• **GIVEN INFORMATION**:
>> start

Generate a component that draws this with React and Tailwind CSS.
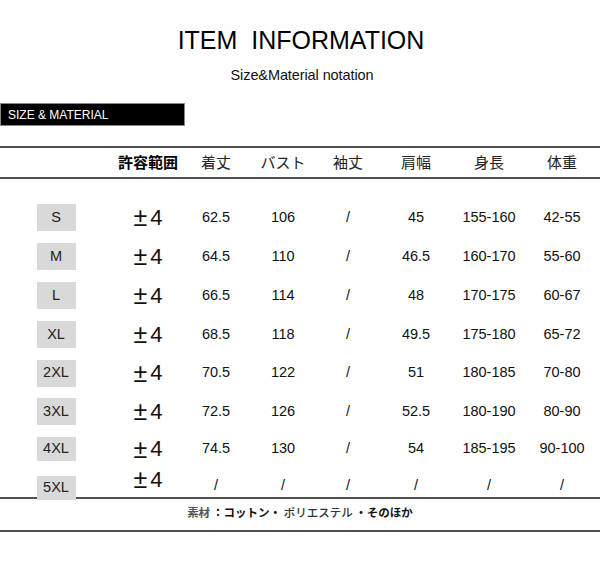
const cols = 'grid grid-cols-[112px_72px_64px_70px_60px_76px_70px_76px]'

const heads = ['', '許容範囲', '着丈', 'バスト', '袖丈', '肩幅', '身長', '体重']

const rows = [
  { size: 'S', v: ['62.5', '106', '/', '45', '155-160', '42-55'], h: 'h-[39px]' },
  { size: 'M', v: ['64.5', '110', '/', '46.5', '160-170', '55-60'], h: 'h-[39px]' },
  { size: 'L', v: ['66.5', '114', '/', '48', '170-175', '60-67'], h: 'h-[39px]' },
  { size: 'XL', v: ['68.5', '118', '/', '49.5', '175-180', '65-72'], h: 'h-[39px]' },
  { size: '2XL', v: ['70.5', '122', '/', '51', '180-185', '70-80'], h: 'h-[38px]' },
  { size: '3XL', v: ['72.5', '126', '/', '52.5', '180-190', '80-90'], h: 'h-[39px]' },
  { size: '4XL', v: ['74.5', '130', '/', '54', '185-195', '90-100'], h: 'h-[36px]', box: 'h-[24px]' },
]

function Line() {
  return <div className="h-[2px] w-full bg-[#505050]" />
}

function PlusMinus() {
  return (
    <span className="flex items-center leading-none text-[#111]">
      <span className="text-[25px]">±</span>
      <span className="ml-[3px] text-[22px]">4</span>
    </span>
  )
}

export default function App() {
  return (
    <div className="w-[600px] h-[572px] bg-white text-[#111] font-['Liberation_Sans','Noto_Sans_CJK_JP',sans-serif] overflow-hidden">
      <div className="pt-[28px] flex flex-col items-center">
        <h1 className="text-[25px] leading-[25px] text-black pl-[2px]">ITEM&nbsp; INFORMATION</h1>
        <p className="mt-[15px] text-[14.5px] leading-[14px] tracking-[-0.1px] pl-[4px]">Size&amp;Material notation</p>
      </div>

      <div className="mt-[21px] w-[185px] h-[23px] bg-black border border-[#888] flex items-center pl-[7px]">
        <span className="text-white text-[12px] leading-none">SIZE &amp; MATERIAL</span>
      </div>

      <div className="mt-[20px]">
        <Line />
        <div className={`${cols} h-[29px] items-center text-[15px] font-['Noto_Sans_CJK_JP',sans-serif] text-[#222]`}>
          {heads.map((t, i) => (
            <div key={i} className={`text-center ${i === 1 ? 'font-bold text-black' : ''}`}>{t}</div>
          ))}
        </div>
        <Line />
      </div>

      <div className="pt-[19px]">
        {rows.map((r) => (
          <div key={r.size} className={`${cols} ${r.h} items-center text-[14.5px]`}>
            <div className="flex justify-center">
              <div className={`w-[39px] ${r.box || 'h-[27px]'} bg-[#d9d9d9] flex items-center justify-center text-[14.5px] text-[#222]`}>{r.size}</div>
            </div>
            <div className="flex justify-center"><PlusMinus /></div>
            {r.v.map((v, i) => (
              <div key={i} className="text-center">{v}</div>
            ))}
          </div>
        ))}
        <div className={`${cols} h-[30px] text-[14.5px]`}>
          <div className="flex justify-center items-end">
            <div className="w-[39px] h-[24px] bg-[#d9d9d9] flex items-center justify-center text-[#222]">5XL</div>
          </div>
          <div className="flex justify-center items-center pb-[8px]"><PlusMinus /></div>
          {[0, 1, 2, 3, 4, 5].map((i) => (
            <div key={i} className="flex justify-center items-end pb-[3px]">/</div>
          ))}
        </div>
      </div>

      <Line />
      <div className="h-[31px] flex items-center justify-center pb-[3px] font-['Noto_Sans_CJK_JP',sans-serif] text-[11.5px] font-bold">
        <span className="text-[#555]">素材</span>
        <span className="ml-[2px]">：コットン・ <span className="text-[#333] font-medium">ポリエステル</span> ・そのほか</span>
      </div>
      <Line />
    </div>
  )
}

>> end

• **GIVEN PROBLEM**:
Reproduce the data verbatim. Do not carry any picture into the copy.

• **PROBLEM SOLUTION**:
Generate a component that draws this with React and Tailwind CSS.
const cols = 'grid grid-cols-[112px_72px_64px_70px_60px_76px_70px_76px]'

const heads = ['', '許容範囲', '着丈', 'バスト', '袖丈', '肩幅', '身長', '体重']

const rows = [
  { size: 'S', v: ['62.5', '106', '/', '45', '155-160', '42-55'], h: 'h-[39px]' },
  { size: 'M', v: ['64.5', '110', '/', '46.5', '160-170', '55-60'], h: 'h-[39px]' },
  { size: 'L', v: ['66.5', '114', '/', '48', '170-175', '60-67'], h: 'h-[39px]' },
  { size: 'XL', v: ['68.5', '118', '/', '49.5', '175-180', '65-72'], h: 'h-[39px]' },
  { size: '2XL', v: ['70.5', '122', '/', '51', '180-185', '70-80'], h: 'h-[38px]' },
  { size: '3XL', v: ['72.5', '126', '/', '52.5', '180-190', '80-90'], h: 'h-[39px]' },
  { size: '4XL', v: ['74.5', '130', '/', '54', '185-195', '90-100'], h: 'h-[36px]', box: 'h-[24px]' },
]

function Line() {
  return <div className="h-[2px] w-full bg-[#505050]" />
}

function PlusMinus() {
  return (
    <span className="flex items-center leading-none text-[#111]">
      <span className="text-[25px]">±</span>
      <span className="ml-[3px] text-[22px]">4</span>
    </span>
  )
}

export default function App() {
  return (
    <div className="w-[600px] h-[572px] bg-white text-[#111] font-['Liberation_Sans','Noto_Sans_CJK_JP',sans-serif] overflow-hidden">
      <div className="pt-[28px] flex flex-col items-center">
        <h1 className="text-[25px] leading-[25px] text-black pl-[2px]">ITEM&nbsp; INFORMATION</h1>
        <p className="mt-[15px] text-[14.5px] leading-[14px] tracking-[-0.1px] pl-[4px]">Size&amp;Material notation</p>
      </div>

      <div className="mt-[21px] w-[185px] h-[23px] bg-black border border-[#888] flex items-center pl-[7px]">
        <span className="text-white text-[12px] leading-none">SIZE &amp; MATERIAL</span>
      </div>

      <div className="mt-[20px]">
        <Line />
        <div className={`${cols} h-[29px] items-center text-[15px] font-['Noto_Sans_CJK_JP',sans-serif] text-[#222]`}>
          {heads.map((t, i) => (
            <div key={i} className={`text-center ${i === 1 ? 'font-bold text-black' : ''}`}>{t}</div>
          ))}
        </div>
        <Line />
      </div>

      <div className="pt-[19px]">
        {rows.map((r) => (
          <div key={r.size} className={`${cols} ${r.h} items-center text-[14.5px]`}>
            <div className="flex justify-center">
              <div className={`w-[39px] ${r.box || 'h-[27px]'} bg-[#d9d9d9] flex items-center justify-center text-[14.5px] text-[#222]`}>{r.size}</div>
            </div>
            <div className="flex justify-center"><PlusMinus /></div>
            {r.v.map((v, i) => (
              <div key={i} className="text-center">{v}</div>
            ))}
          </div>
        ))}
        <div className={`${cols} h-[30px] text-[14.5px]`}>
          <div className="flex justify-center items-end">
            <div className="w-[39px] h-[24px] bg-[#d9d9d9] flex items-center justify-center text-[#222]">5XL</div>
          </div>
          <div className="flex justify-center items-center pb-[8px]"><PlusMinus /></div>
          {[0, 1, 2, 3, 4, 5].map((i) => (
            <div key={i} className="flex justify-center items-end pb-[3px]">/</div>
          ))}
        </div>
      </div>

      <Line />
      <div className="h-[31px] flex items-center justify-center pb-[3px] font-['Noto_Sans_CJK_JP',sans-serif] text-[11.5px] font-bold">
        <span className="text-[#555]">素材</span>
        <span className="ml-[2px]">：コットン・ <span className="text-[#333] font-medium">ポリエステル</span> ・そのほか</span>
      </div>
      <Line />
    </div>
  )
}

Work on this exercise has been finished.